The US debt deal

So it loooks as if the US Congress will agree a deal to raise the US debt ceiling to enable the government to borrow a sufficient amount to continue operating.  Perhaps this should be seen - assuming it does happen later today - as a welcome break-out of bi-partisan spirit.  However, it's not clear whether this is the right deal and the politics don't seem right from a progressive standpoint.

For a start, it commits the government to large spending cuts in the near term and with more fiscal withdrawal to come.  Tax rises are not part of the deal.  There is some hope from the Democrat side that they will be able to introduce tax rises on the wealthy in the second part of the deal when Congress has to agree a further package of measures.

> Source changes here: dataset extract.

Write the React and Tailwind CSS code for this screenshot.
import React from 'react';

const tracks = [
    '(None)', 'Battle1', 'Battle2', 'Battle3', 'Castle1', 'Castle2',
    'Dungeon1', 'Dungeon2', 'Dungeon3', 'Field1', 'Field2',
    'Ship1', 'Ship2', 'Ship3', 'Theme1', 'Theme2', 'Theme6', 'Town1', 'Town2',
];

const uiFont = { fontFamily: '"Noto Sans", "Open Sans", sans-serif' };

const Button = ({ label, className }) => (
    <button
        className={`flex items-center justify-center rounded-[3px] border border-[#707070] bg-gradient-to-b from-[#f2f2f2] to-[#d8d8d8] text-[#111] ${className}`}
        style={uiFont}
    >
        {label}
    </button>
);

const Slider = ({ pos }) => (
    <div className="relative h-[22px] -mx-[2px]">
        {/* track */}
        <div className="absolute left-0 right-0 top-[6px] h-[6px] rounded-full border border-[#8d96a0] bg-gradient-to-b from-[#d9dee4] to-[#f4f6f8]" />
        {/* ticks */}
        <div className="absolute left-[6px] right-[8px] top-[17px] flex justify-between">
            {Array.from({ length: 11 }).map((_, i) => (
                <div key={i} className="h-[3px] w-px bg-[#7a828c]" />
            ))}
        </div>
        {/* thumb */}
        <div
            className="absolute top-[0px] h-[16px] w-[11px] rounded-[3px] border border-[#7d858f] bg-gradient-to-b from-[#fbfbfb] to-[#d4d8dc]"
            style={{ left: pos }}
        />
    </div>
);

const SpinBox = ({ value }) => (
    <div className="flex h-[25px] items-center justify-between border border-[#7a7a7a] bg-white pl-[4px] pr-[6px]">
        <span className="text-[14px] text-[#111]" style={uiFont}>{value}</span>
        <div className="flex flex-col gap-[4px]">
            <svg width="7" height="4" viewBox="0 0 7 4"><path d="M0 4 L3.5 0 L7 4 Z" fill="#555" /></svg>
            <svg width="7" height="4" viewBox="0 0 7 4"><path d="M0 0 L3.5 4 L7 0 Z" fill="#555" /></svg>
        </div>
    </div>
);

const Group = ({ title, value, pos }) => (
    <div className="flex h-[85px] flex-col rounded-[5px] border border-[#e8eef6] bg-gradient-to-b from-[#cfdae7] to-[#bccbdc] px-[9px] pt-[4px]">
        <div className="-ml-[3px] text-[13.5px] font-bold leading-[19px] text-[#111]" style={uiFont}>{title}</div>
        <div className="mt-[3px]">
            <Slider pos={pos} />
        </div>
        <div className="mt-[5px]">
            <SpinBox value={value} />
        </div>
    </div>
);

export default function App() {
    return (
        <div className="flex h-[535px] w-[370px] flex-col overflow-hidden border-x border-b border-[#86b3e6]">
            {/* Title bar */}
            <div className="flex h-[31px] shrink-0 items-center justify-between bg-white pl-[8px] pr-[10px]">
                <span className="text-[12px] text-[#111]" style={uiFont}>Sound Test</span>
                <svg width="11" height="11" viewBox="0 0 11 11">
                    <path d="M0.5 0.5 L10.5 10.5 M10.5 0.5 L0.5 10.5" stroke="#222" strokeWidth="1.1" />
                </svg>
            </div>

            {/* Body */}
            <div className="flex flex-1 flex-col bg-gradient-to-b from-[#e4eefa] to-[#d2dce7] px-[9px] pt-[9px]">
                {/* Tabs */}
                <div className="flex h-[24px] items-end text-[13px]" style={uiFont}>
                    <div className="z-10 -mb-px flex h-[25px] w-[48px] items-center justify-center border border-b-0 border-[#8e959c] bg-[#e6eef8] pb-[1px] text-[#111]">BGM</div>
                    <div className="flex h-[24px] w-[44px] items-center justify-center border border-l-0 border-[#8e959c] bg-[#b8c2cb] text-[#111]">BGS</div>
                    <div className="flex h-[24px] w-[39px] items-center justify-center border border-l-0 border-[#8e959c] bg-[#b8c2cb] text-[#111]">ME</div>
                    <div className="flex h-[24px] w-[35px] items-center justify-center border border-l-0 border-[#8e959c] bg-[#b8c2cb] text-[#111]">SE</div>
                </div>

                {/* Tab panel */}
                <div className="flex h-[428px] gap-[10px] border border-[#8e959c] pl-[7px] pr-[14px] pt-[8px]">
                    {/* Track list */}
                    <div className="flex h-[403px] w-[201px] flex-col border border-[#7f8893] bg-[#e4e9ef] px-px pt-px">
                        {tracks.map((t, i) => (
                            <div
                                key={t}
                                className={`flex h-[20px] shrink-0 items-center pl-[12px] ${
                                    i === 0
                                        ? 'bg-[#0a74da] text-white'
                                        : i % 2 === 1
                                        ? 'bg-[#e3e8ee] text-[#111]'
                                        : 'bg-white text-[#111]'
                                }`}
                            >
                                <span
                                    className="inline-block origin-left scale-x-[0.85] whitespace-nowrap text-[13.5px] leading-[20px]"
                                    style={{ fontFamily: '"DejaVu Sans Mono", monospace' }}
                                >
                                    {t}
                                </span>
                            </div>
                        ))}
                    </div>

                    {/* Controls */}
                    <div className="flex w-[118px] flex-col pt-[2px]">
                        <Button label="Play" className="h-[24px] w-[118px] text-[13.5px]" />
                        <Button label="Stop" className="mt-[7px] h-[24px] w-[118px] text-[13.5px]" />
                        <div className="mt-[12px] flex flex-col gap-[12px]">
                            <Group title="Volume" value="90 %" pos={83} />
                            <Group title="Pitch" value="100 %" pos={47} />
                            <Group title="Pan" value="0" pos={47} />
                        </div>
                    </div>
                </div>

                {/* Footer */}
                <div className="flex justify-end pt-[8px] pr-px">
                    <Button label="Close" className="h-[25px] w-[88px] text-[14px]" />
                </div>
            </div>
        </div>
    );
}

The Obama administration appears to have conceded much ground to the Republicans, even though the GOP is split.  Perhaps the main problem was that Obama did not originally have a plan on how to cut the deficit.  He could have taken hold of the politics of the situation much more clearly if he had demonstrated how, after the economy was in sustained recovery, the public sector deficit would be reduced.  Instead, a plan has been constructed for him which might threaten the recovery if spending is cut too soon.   On what ground will Obama fight the presidential election?  Clive Crook in the Financial Times today makes this point very well.

The lesson for progressives is that you have to be credible on deficits otherwise credibility will be forced upon you.  You may eventually have to do more than is healthy for the economy if you ignore the issue.  Labour take note.